## What this task involves
Strip the pictures and reproduce the rest of the listing exactly.

═══ Data for this task

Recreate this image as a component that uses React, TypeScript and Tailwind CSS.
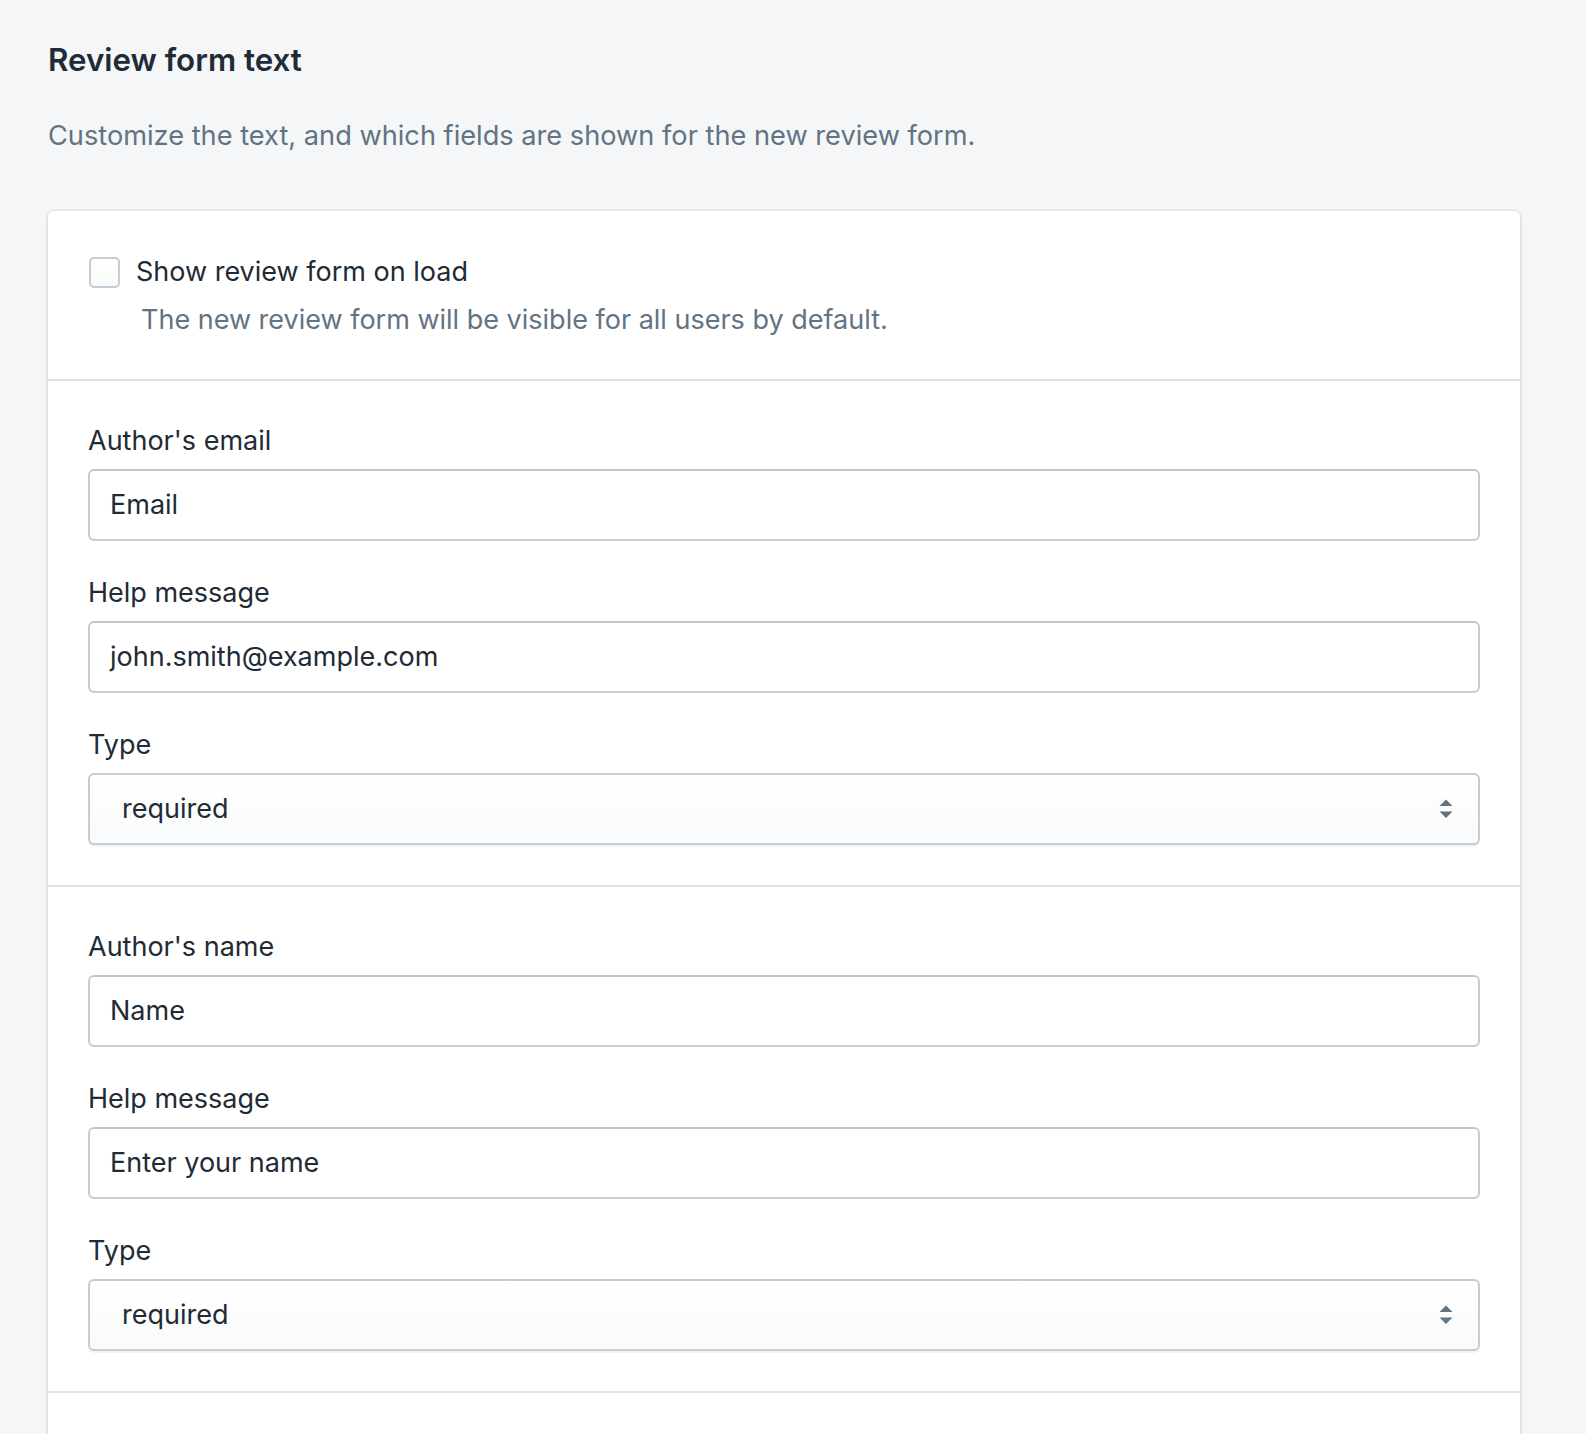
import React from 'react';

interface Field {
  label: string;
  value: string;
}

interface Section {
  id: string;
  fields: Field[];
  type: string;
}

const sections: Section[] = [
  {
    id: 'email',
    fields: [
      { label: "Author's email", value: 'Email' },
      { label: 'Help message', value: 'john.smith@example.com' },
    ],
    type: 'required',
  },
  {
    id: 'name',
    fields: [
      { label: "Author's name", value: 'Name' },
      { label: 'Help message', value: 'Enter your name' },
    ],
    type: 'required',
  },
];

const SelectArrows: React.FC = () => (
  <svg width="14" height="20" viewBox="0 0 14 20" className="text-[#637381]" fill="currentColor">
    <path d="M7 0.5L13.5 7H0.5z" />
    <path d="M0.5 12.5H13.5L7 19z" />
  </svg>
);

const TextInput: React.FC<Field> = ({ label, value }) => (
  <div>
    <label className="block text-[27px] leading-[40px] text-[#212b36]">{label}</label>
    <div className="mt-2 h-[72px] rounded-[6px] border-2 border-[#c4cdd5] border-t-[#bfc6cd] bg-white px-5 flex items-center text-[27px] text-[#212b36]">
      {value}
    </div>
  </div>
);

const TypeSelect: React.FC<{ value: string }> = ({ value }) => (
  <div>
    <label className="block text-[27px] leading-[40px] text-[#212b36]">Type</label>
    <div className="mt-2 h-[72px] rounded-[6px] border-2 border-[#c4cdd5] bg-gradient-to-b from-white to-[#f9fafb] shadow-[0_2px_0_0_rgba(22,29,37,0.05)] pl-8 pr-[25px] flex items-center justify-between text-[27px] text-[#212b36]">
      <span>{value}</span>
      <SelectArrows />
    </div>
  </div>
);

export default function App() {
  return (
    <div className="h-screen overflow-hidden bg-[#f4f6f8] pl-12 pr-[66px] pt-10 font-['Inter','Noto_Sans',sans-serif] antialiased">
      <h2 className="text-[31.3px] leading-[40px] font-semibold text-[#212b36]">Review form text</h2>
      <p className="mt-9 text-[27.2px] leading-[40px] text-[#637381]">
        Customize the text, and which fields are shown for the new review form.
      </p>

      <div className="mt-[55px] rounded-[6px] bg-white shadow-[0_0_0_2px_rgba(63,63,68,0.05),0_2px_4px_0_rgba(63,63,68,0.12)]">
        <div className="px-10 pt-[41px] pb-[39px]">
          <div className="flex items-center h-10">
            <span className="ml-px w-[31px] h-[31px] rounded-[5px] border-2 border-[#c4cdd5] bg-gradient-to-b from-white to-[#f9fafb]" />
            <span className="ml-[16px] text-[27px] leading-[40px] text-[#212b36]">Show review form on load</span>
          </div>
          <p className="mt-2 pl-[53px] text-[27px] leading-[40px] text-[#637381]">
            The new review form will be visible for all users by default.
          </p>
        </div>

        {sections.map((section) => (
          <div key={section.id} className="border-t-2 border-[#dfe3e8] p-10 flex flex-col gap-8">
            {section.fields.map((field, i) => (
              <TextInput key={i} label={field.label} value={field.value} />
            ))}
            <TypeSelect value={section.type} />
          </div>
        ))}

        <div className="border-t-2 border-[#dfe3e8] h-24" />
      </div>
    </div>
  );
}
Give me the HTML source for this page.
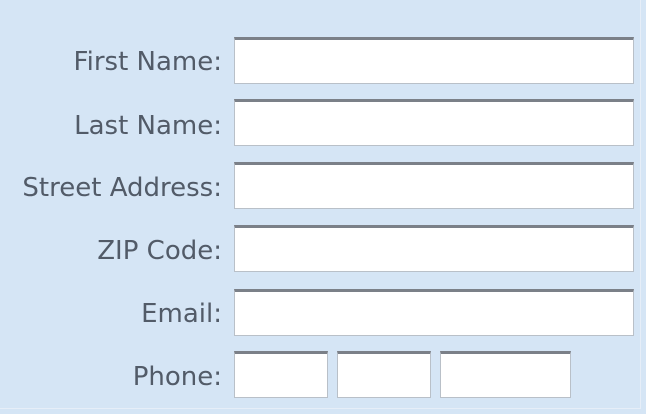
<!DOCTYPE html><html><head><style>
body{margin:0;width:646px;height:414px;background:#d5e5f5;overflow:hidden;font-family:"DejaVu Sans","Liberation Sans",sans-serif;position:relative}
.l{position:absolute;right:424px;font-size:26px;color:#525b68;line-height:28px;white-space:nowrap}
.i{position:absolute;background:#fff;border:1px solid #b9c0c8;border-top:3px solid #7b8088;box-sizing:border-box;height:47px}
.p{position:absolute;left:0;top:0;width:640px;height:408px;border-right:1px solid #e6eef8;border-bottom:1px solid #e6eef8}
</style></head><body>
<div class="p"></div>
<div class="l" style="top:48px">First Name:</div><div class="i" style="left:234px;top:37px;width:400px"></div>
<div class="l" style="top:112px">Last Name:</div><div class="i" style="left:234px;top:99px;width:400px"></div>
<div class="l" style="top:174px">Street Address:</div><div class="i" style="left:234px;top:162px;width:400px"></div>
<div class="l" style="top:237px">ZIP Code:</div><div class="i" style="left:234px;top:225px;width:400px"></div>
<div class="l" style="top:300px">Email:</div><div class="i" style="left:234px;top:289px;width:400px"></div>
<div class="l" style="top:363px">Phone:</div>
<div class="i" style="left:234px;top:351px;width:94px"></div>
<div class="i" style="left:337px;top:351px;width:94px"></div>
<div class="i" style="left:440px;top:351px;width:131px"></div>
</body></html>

══════

## Response below
Recreate this image as a component that uses React, TypeScript and Tailwind CSS.
import React from 'react';

interface Field {
  label: string;
  value: string;
}

interface Section {
  id: string;
  fields: Field[];
  type: string;
}

const sections: Section[] = [
  {
    id: 'email',
    fields: [
      { label: "Author's email", value: 'Email' },
      { label: 'Help message', value: 'john.smith@example.com' },
    ],
    type: 'required',
  },
  {
    id: 'name',
    fields: [
      { label: "Author's name", value: 'Name' },
      { label: 'Help message', value: 'Enter your name' },
    ],
    type: 'required',
  },
];

const SelectArrows: React.FC = () => (
  <svg width="14" height="20" viewBox="0 0 14 20" className="text-[#637381]" fill="currentColor">
    <path d="M7 0.5L13.5 7H0.5z" />
    <path d="M0.5 12.5H13.5L7 19z" />
  </svg>
);

const TextInput: React.FC<Field> = ({ label, value }) => (
  <div>
    <label className="block text-[27px] leading-[40px] text-[#212b36]">{label}</label>
    <div className="mt-2 h-[72px] rounded-[6px] border-2 border-[#c4cdd5] border-t-[#bfc6cd] bg-white px-5 flex items-center text-[27px] text-[#212b36]">
      {value}
    </div>
  </div>
);

const TypeSelect: React.FC<{ value: string }> = ({ value }) => (
  <div>
    <label className="block text-[27px] leading-[40px] text-[#212b36]">Type</label>
    <div className="mt-2 h-[72px] rounded-[6px] border-2 border-[#c4cdd5] bg-gradient-to-b from-white to-[#f9fafb] shadow-[0_2px_0_0_rgba(22,29,37,0.05)] pl-8 pr-[25px] flex items-center justify-between text-[27px] text-[#212b36]">
      <span>{value}</span>
      <SelectArrows />
    </div>
  </div>
);

export default function App() {
  return (
    <div className="h-screen overflow-hidden bg-[#f4f6f8] pl-12 pr-[66px] pt-10 font-['Inter','Noto_Sans',sans-serif] antialiased">
      <h2 className="text-[31.3px] leading-[40px] font-semibold text-[#212b36]">Review form text</h2>
      <p className="mt-9 text-[27.2px] leading-[40px] text-[#637381]">
        Customize the text, and which fields are shown for the new review form.
      </p>

      <div className="mt-[55px] rounded-[6px] bg-white shadow-[0_0_0_2px_rgba(63,63,68,0.05),0_2px_4px_0_rgba(63,63,68,0.12)]">
        <div className="px-10 pt-[41px] pb-[39px]">
          <div className="flex items-center h-10">
            <span className="ml-px w-[31px] h-[31px] rounded-[5px] border-2 border-[#c4cdd5] bg-gradient-to-b from-white to-[#f9fafb]" />
            <span className="ml-[16px] text-[27px] leading-[40px] text-[#212b36]">Show review form on load</span>
          </div>
          <p className="mt-2 pl-[53px] text-[27px] leading-[40px] text-[#637381]">
            The new review form will be visible for all users by default.
          </p>
        </div>

        {sections.map((section) => (
          <div key={section.id} className="border-t-2 border-[#dfe3e8] p-10 flex flex-col gap-8">
            {section.fields.map((field, i) => (
              <TextInput key={i} label={field.label} value={field.value} />
            ))}
            <TypeSelect value={section.type} />
          </div>
        ))}

        <div className="border-t-2 border-[#dfe3e8] h-24" />
      </div>
    </div>
  );
}
Give me the HTML source for this page.
<!DOCTYPE html><html><head><style>
body{margin:0;width:646px;height:414px;background:#d5e5f5;overflow:hidden;font-family:"DejaVu Sans","Liberation Sans",sans-serif;position:relative}
.l{position:absolute;right:424px;font-size:26px;color:#525b68;line-height:28px;white-space:nowrap}
.i{position:absolute;background:#fff;border:1px solid #b9c0c8;border-top:3px solid #7b8088;box-sizing:border-box;height:47px}
.p{position:absolute;left:0;top:0;width:640px;height:408px;border-right:1px solid #e6eef8;border-bottom:1px solid #e6eef8}
</style></head><body>
<div class="p"></div>
<div class="l" style="top:48px">First Name:</div><div class="i" style="left:234px;top:37px;width:400px"></div>
<div class="l" style="top:112px">Last Name:</div><div class="i" style="left:234px;top:99px;width:400px"></div>
<div class="l" style="top:174px">Street Address:</div><div class="i" style="left:234px;top:162px;width:400px"></div>
<div class="l" style="top:237px">ZIP Code:</div><div class="i" style="left:234px;top:225px;width:400px"></div>
<div class="l" style="top:300px">Email:</div><div class="i" style="left:234px;top:289px;width:400px"></div>
<div class="l" style="top:363px">Phone:</div>
<div class="i" style="left:234px;top:351px;width:94px"></div>
<div class="i" style="left:337px;top:351px;width:94px"></div>
<div class="i" style="left:440px;top:351px;width:131px"></div>
</body></html>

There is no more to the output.